## start
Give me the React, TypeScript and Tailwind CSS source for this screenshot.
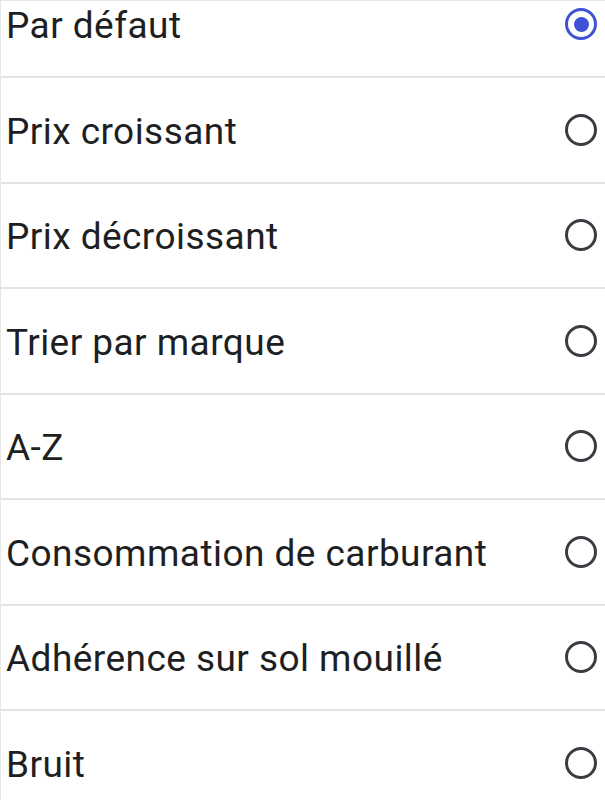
import React from "react";

const options = [
  "Par défaut",
  "Prix croissant",
  "Prix décroissant",
  "Trier par marque",
  "A-Z",
  "Consommation de carburant",
  "Adhérence sur sol mouillé",
  "Bruit",
];

export default function App() {
  const selected = 0;
  return (
    <div
      className="h-[800px] w-[605px] overflow-hidden bg-white border-l border-t border-[#e6e6e6]"
      style={{ fontFamily: "Roboto, 'Noto Sans', sans-serif" }}
    >
      <div className="-mt-[28.5px]">
        {options.map((label, i) => (
          <div
            key={label}
            className="flex h-[105.5px] items-center justify-between border-b-2 border-[#e3e3e3] pl-[5px] pr-[8px]"
          >
            <span className="pt-[3px] text-[37px] leading-none tracking-[0.45px] text-[#1e1f22]">{label}</span>
            {i === selected ? (
              <span className="flex h-[32px] w-[32px] items-center justify-center rounded-full border-[3px] border-[#3f51d4]">
                <span className="h-[15px] w-[15px] rounded-full bg-[#3f51d4]" />
              </span>
            ) : (
              <span className="h-[32px] w-[32px] rounded-full border-[3px] border-[#3b3c42]" />
            )}
          </div>
        ))}
      </div>
    </div>
  );
}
## end
- **WHAT YOU WILL DO**
Reproduce each line word for word and drop the pictures.

- **TASK OUTPUT**
Give me the React, TypeScript and Tailwind CSS source for this screenshot.
import React from "react";

const options = [
  "Par défaut",
  "Prix croissant",
  "Prix décroissant",
  "Trier par marque",
  "A-Z",
  "Consommation de carburant",
  "Adhérence sur sol mouillé",
  "Bruit",
];

export default function App() {
  const selected = 0;
  return (
    <div
      className="h-[800px] w-[605px] overflow-hidden bg-white border-l border-t border-[#e6e6e6]"
      style={{ fontFamily: "Roboto, 'Noto Sans', sans-serif" }}
    >
      <div className="-mt-[28.5px]">
        {options.map((label, i) => (
          <div
            key={label}
            className="flex h-[105.5px] items-center justify-between border-b-2 border-[#e3e3e3] pl-[5px] pr-[8px]"
          >
            <span className="pt-[3px] text-[37px] leading-none tracking-[0.45px] text-[#1e1f22]">{label}</span>
            {i === selected ? (
              <span className="flex h-[32px] w-[32px] items-center justify-center rounded-full border-[3px] border-[#3f51d4]">
                <span className="h-[15px] w-[15px] rounded-full bg-[#3f51d4]" />
              </span>
            ) : (
              <span className="h-[32px] w-[32px] rounded-full border-[3px] border-[#3b3c42]" />
            )}
          </div>
        ))}
      </div>
    </div>
  );
}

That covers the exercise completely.